These are real, well-documented threats worth defending against. But they share a common trait: the outputs are often detectably wrong.

Accidental context poisoning

Accidental poisoning is quieter and more pervasive. The context is legitimate and non-malicious. It is just wrong.

A business glossary where the definition of “ARR” has not been updated since finance changed the calculation methodology last quarter. A data lineage path that still references a column renamed three months ago. A metric that Snowflake calculates one way and Tableau calculates another, with no canonical source of truth.

Context poisoning does not happen because of an attacker, but because of metadata that nobody maintains.

Why is accidental context poisoning harder to catch?

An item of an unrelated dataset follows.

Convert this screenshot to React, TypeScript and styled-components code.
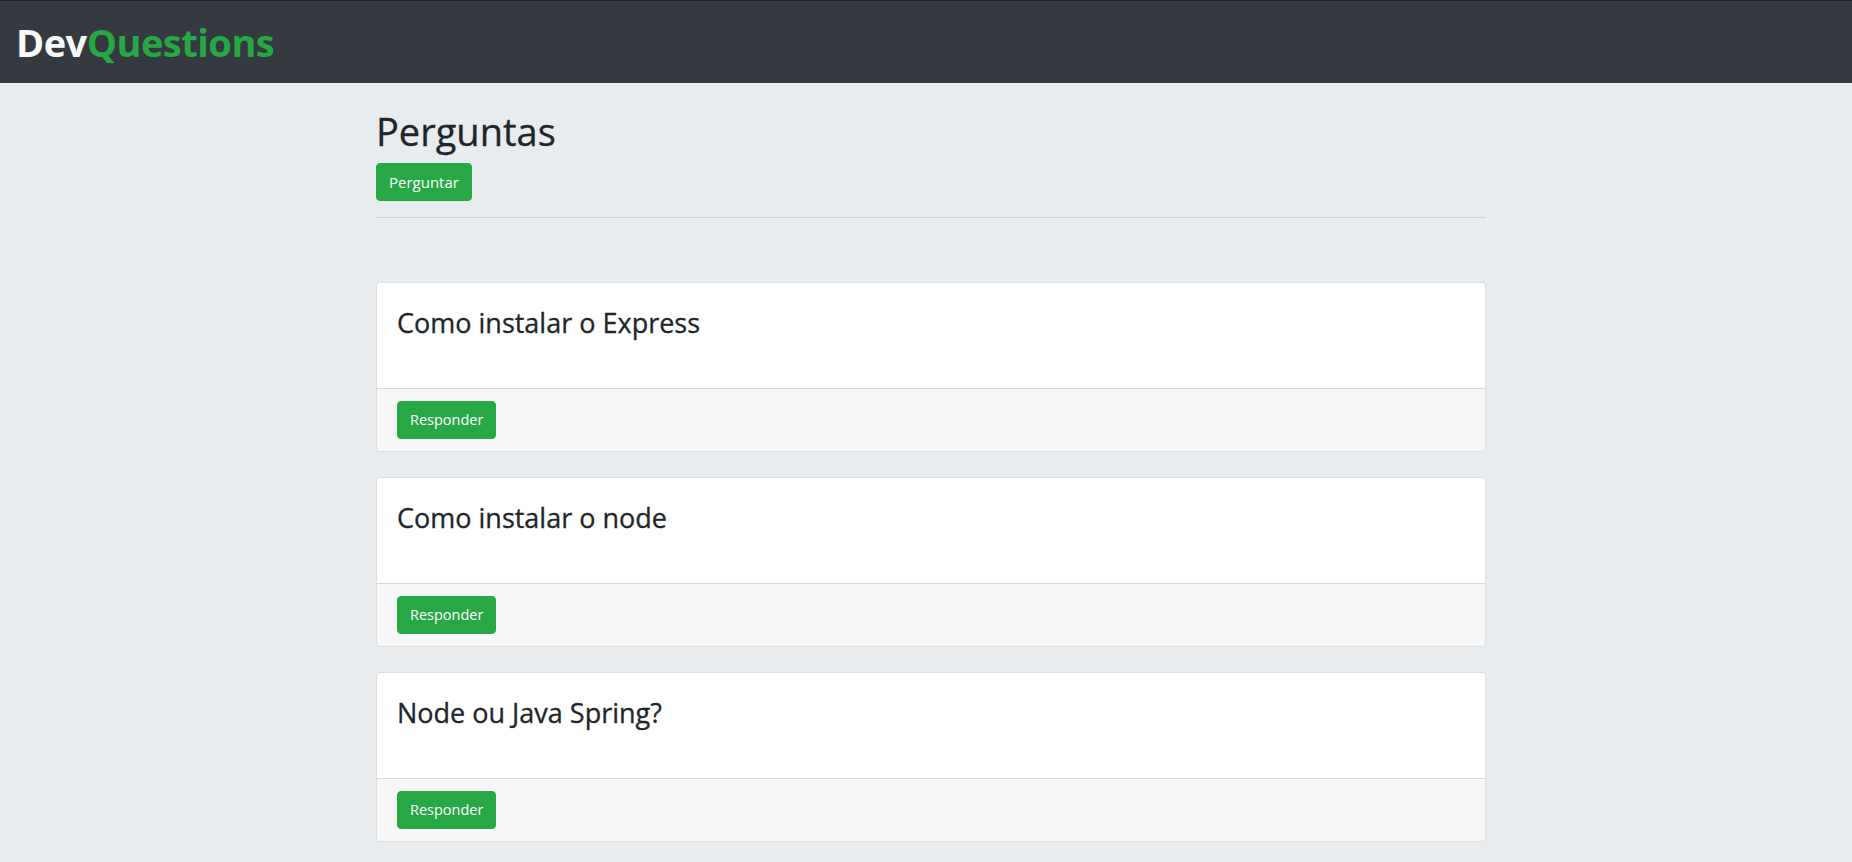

Adversarial poisoning breaks things visibly. An agent that starts exfiltrating data or messing with internal company policy triggers alarms, and the security team immediately gets to work. Accidental poisoning does something worse: it produces outputs that look right.

The agent sounds confident. It cites real tables and columns. It applies recognizable business logic. The quarterly revenue number it returns is specific and precise. It is just calculated using last quarter’s definition, or pulling from the wrong upstream source, or missing a product category that was added two months ago. The answer is close enough to pass review. That is what makes it dangerous.

Smarter models amplify the problem. Better reasoning applied to a stale glossary does not produce errors. It produces sophisticated analysis built on outdated information. The more capable the model, the more convincingly wrong the output.

Dimension	Adversarial poisoning	Accidental poisoning
Source	External attacker or malicious insider	Internal metadata decay
Intent	Deliberate manipulation	Unintentional due to stale context
Typical output	Often detectably wrong, triggers alarms	Plausibly correct, detected only via deliberate verification
Detection method	Security monitoring, anomaly detection	Context drift detection, freshness scoring
Primary fix	Input validation, smart workflows	Governed metadata, continuous monitoring

What are the four sources of accidental context poisoning in an enterprise?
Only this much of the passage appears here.